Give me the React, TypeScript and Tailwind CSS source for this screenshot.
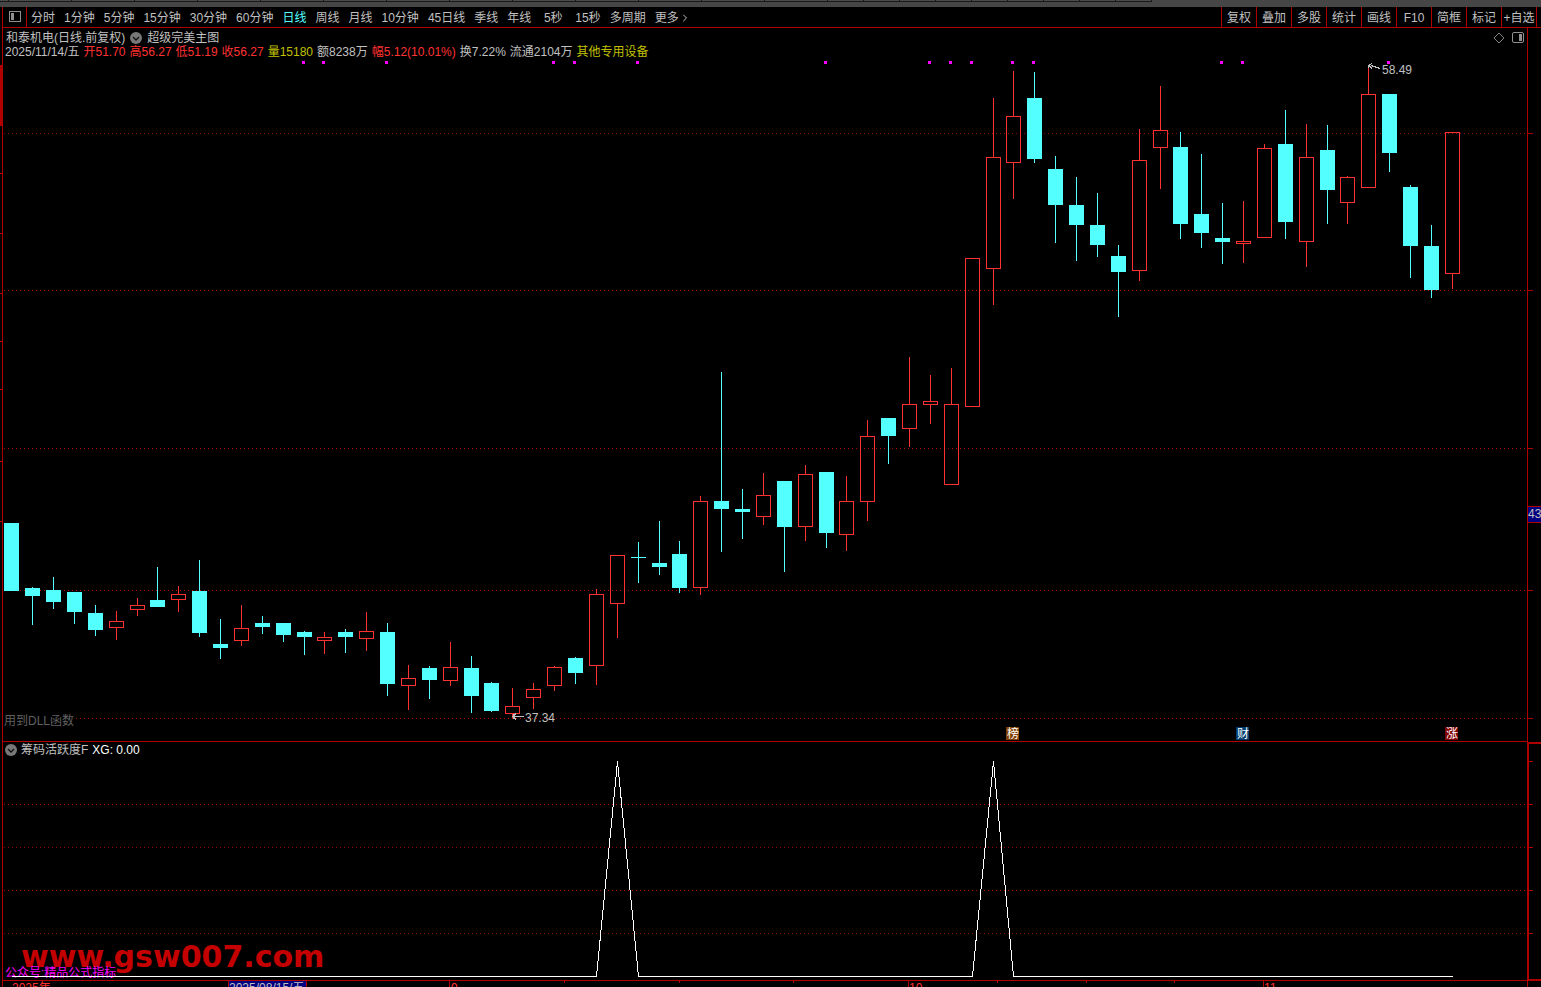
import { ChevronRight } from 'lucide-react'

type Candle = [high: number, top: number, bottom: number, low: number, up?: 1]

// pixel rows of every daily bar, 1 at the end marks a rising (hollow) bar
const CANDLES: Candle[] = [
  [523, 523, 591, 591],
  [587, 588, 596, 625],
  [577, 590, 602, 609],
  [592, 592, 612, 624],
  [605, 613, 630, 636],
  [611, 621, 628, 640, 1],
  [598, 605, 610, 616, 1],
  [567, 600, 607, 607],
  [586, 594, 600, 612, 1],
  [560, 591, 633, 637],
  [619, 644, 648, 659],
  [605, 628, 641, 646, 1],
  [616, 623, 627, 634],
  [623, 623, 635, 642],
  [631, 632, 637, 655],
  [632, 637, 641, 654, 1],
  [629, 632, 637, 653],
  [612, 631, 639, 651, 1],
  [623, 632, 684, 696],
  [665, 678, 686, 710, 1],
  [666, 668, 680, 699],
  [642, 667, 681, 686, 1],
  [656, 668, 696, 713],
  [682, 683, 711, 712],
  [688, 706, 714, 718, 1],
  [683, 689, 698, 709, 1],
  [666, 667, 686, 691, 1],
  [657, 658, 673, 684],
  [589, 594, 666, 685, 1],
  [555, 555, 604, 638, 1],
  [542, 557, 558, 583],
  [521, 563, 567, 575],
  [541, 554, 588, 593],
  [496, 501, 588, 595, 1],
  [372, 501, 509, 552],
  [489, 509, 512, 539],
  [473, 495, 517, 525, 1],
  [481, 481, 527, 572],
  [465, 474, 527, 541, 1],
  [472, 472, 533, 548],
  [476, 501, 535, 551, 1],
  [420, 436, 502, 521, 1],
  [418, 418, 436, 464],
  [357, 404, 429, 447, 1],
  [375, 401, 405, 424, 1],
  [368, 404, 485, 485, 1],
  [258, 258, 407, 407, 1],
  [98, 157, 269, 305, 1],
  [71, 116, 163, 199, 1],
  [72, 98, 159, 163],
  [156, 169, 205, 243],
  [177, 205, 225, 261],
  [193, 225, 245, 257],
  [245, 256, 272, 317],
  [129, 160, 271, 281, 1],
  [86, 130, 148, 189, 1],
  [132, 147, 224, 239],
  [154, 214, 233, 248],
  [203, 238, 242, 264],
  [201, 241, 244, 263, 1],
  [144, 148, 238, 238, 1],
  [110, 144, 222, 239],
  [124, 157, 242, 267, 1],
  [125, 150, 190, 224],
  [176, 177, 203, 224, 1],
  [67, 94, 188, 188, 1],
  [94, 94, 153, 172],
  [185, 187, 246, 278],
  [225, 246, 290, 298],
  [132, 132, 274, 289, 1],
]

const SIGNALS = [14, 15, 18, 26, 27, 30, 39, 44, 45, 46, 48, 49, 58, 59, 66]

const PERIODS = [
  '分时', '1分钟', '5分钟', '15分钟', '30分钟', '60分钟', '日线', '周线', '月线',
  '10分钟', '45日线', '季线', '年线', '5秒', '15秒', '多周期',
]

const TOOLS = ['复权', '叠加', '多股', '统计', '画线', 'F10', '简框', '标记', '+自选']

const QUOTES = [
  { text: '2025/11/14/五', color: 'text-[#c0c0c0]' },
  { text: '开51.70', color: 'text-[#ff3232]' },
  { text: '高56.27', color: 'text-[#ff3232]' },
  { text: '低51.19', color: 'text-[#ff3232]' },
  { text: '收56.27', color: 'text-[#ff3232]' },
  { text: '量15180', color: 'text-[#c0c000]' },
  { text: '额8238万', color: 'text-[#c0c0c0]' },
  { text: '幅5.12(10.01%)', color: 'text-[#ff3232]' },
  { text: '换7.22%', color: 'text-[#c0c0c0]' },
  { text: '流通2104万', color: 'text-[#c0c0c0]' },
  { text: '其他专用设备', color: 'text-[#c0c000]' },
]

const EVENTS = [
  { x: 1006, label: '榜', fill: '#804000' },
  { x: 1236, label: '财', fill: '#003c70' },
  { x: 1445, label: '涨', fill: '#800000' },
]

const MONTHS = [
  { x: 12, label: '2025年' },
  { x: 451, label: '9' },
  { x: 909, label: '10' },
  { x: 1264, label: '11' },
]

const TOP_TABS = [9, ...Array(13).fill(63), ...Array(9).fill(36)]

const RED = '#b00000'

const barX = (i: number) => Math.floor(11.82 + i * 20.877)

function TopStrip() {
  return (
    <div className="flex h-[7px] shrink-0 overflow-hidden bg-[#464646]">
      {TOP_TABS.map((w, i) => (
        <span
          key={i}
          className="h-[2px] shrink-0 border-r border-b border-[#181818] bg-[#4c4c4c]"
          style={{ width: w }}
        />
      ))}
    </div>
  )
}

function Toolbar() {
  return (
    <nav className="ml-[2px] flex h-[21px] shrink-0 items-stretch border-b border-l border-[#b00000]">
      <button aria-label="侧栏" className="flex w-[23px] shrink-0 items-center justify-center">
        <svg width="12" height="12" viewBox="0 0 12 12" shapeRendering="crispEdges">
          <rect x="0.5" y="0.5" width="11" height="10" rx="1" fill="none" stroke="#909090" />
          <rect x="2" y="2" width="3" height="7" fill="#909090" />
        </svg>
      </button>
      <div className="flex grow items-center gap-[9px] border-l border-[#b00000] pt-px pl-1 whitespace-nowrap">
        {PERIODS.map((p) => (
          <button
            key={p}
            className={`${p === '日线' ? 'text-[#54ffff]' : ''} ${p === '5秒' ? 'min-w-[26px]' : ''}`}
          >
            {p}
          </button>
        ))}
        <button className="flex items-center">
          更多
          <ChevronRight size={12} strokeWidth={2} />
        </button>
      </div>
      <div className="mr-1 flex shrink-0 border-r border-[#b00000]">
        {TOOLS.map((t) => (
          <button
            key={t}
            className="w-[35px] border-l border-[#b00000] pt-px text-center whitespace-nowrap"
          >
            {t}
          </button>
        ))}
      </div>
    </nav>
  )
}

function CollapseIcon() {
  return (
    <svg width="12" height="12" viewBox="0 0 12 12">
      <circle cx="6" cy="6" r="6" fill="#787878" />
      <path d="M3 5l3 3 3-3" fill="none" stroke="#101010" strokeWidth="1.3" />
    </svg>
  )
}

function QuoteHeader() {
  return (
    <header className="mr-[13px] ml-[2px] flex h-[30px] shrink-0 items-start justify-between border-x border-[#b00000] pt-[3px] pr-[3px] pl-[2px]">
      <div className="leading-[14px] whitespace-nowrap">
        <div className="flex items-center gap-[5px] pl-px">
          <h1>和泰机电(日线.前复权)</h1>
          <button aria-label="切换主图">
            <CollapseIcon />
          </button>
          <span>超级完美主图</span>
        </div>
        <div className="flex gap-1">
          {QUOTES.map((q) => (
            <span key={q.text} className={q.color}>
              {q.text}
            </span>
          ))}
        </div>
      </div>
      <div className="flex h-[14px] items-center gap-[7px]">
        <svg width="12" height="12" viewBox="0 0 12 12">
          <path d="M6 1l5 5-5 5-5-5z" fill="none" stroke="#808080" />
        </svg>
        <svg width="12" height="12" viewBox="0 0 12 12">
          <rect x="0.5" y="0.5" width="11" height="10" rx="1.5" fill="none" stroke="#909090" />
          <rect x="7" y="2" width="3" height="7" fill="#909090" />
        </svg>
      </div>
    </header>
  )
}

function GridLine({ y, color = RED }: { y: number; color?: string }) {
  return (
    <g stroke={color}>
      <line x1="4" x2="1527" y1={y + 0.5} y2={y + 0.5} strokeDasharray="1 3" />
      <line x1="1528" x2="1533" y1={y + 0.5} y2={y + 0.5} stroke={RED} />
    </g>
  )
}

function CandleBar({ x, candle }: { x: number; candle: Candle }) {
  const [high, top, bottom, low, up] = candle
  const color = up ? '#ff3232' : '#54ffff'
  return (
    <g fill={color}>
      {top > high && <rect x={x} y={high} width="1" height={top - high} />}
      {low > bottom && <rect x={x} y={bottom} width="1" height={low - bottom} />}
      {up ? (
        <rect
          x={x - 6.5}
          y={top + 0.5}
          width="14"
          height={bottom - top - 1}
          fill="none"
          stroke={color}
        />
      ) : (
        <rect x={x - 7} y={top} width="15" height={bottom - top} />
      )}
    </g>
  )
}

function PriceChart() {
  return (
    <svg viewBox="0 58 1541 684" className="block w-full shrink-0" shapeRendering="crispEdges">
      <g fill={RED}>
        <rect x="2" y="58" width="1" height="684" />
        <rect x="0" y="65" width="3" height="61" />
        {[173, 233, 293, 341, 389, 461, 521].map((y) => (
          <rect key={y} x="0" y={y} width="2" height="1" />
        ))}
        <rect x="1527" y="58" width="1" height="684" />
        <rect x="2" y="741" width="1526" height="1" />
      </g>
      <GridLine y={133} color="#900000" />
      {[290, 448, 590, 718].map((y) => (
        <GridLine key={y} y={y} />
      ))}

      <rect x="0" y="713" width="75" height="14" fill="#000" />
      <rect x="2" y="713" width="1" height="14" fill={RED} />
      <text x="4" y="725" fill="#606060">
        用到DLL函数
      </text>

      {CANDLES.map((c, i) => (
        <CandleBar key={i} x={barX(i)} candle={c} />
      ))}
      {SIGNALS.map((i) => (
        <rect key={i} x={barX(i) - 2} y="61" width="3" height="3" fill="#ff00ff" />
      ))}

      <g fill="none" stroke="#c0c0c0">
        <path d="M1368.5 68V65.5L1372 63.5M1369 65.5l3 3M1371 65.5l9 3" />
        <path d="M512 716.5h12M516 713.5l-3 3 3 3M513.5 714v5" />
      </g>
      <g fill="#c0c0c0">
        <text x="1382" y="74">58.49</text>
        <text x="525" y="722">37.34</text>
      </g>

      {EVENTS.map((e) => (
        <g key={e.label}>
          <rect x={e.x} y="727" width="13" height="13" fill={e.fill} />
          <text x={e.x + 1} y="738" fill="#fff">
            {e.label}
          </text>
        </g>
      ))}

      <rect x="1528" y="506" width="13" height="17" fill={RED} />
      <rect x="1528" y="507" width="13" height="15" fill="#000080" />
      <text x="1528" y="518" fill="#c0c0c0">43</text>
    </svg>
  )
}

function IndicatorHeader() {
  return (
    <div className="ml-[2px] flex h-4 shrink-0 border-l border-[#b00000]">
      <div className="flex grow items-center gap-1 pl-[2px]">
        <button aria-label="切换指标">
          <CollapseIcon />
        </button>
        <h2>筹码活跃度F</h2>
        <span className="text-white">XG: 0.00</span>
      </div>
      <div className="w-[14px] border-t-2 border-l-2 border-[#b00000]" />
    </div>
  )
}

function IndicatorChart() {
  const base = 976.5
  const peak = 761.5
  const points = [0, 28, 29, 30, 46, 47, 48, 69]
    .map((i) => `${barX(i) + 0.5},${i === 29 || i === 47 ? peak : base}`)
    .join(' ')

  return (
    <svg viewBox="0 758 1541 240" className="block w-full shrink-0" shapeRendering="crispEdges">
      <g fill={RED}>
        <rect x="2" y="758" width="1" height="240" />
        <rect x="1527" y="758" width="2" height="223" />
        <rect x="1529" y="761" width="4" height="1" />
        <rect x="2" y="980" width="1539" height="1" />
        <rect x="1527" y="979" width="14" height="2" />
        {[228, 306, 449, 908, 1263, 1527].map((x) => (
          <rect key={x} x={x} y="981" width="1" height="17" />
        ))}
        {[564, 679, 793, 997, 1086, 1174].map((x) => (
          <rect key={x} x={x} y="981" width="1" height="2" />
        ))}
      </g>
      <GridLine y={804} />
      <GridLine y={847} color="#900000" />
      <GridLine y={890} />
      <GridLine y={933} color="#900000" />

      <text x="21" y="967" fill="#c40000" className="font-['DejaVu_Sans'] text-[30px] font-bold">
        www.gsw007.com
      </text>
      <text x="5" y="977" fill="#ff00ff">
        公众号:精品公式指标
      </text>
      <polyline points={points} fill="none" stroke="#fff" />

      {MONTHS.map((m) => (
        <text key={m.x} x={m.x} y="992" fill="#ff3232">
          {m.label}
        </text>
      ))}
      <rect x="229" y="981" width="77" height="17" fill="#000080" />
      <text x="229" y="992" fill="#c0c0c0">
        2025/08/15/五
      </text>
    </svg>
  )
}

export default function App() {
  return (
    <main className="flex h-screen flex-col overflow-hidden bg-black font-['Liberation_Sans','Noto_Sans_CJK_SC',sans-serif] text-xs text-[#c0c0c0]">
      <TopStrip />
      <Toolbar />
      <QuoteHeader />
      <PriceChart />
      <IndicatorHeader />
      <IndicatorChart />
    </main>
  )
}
###
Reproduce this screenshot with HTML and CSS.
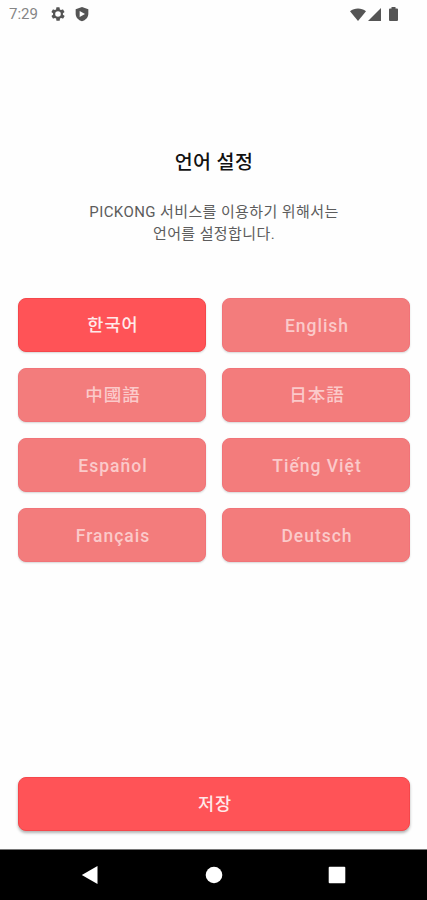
###
> _Task instructions_
Find out how many lines in the listing contain the string "screenshot". Give the number alone.

> _Full solution_
2